ROANOKE TIMES 
                      Copyright (c) 1997, Roanoke Times

DATE: Sunday, January 19, 1997               TAG: 9701200147
SECTION: NATIONAL/INTERNATIONAL   PAGE: A-1  EDITION: METRO 
DATELINE: BOSTON
                                             TYPE: NEWS OBIT 
SOURCE: Associated Press


WOULD-BE PRESIDENT TSONGAS DIES AT 55

Former Sen. Paul Tsongas, who rebounded from cancer to briefly become the Democratic front-runner for president in 1992, died Saturday of pneumonia. He was 55.

Tsongas, who was hospitalized Jan. 3 with a liver problem related to his cancer treatments and later developed pneumonia, died at 7 p.m. at Brigham and Women's Hospital. The hospital said there was no evidence of a recurrence of cancer.

The soft-spoken Tsongas was one of the first nationally known Democrats to try to give the party a pro-business direction, which became the central theme of his bid for the presidency.

Running after having battled cancer, Tsongas also drew attention to the issue of a candidate's health disclosure.

He had ruled out running for a second term in the Senate in 1984 after he was diagnosed with non-Hodgkin's lymphoma. But two years later, he declared himself cancer-free after being one of the first 100 people to undergo a grueling, experimental transplant in which his own bone marrow was removed and later reintroduced into his body.

In 1991, he was the first Democrat to challenge President Bush. He said running for president had become a ``responsibility because I survived'' and proclaimed, ``Enough of this Washington mediocrity.''

In his campaign, Tsongas stressed the need for the Democratic Party to forge a stronger alliance with business. His platform included such pro-business planks as a capital gains tax cut and economic incentives. But he scorned middle-class tax cuts that he said the government could not afford: ``I'm not running to be Santa Claus. I'm running to be president.''

``Democrats are going to have to go back to the original act - the creation of wealth,'' Tsongas wrote in his campaign manifesto.

His combination of old-fashioned liberalism and economic pragmatism caught on long enough to put him briefly into the lead as then-Gov. Bill Clinton of Arkansas battled criticisms about his personal life.

Tsongas won the New Hampshire primary in February 1992 and went on to win in Maryland, Utah, Arizona, Massachusetts and Rhode Island.

His success brought comparisons with Michael Dukakis - another Greek-American from Massachusetts who won the 1988 Democratic nomination, only to go down to disastrous defeat that November.

``Let '88 fade,'' Tsongas replied to such talk. ``Judge me for what I am.''

In the end, though, Tsongas could not hold off Clinton, and, short of money to press a campaign in large states like New York, he resigned from the race in March.

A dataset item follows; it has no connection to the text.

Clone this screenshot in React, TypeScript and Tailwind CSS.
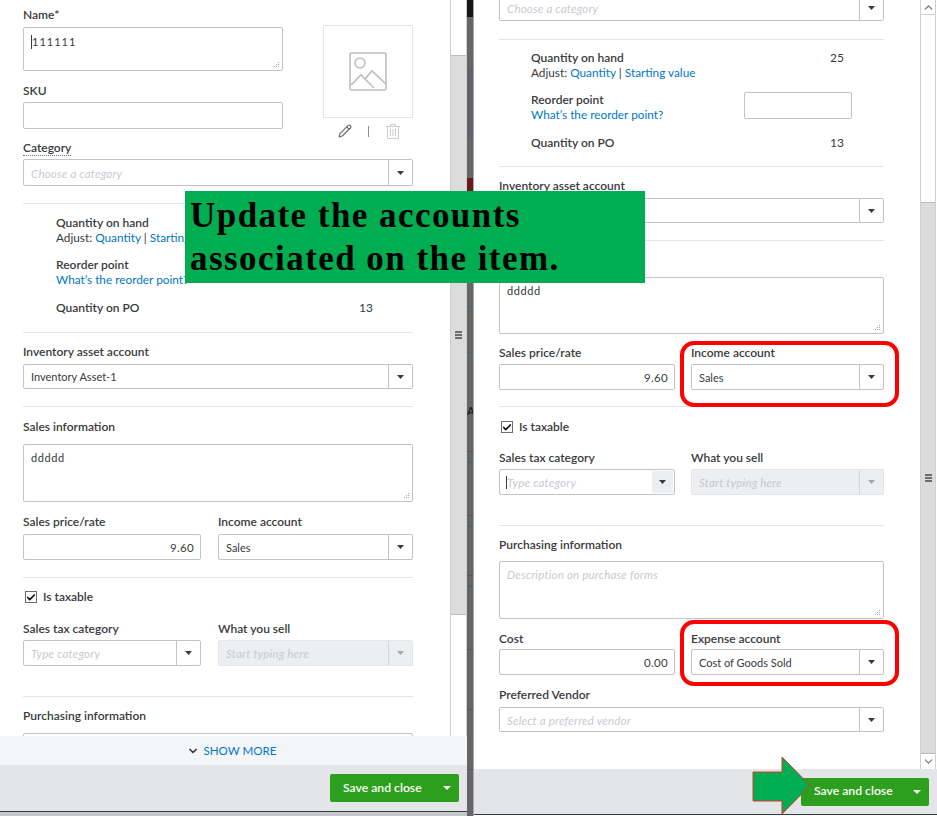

Three weeks after the November election, Tsongas suffered a relapse of cancer. He was released after receiving additional doses of radiation and chemotherapy. The disclosure prompted concern and also criticism that he had been vague during the campaign about the removal of a cancerous node in 1987.

He said at the time that he had ``come to the painful conclusion that there's no way around full medical disclosure'' and said his campaign should have been more frank.

In May 1996, he underwent another transplant, getting bone marrow from his twin sister, Thaleia Schlesinger, to correct myelodysplasia, a bone-marrow disorder common in people who have recovered from lymph cancer.

After dropping out of the presidential race, Tsongas joined former U.S. Sen. Warren Rudman, R-N.H., to form the Concord Coalition, a public interest group focusing attention on the nation's economic problems.

After graduating in 1962 from Dartmouth College, he became one of President Kennedy's first Peace Corps volunteers, serving in Ethiopia and the West Indies.

Tsongas was elected to Congress in the state's heavily Republican Fifth District by a wide margin in 1974 and served two terms before unseating incumbent GOP Sen. Edward Brooke, the Senate's only black member, in 1978.

Tsongas quickly made a name for himself in Washington as a leader of the ``neo-liberals,'' young lawmakers who urged the Democratic leadership to temper its left-leaning idealism with economic common sense.

When it came to foreign policy, however, Tsongas was one of the most liberal members of Congress. He repeatedly called for nuclear arms reductions, and opposed U.S. involvement in Lebanon, South Africa and Latin America.

He also was an outspoken crusader for human rights and conservation issues.


LENGTH: Medium:   84 lines
ILLUSTRATION: PHOTO:  (headshot) Tsongas. color.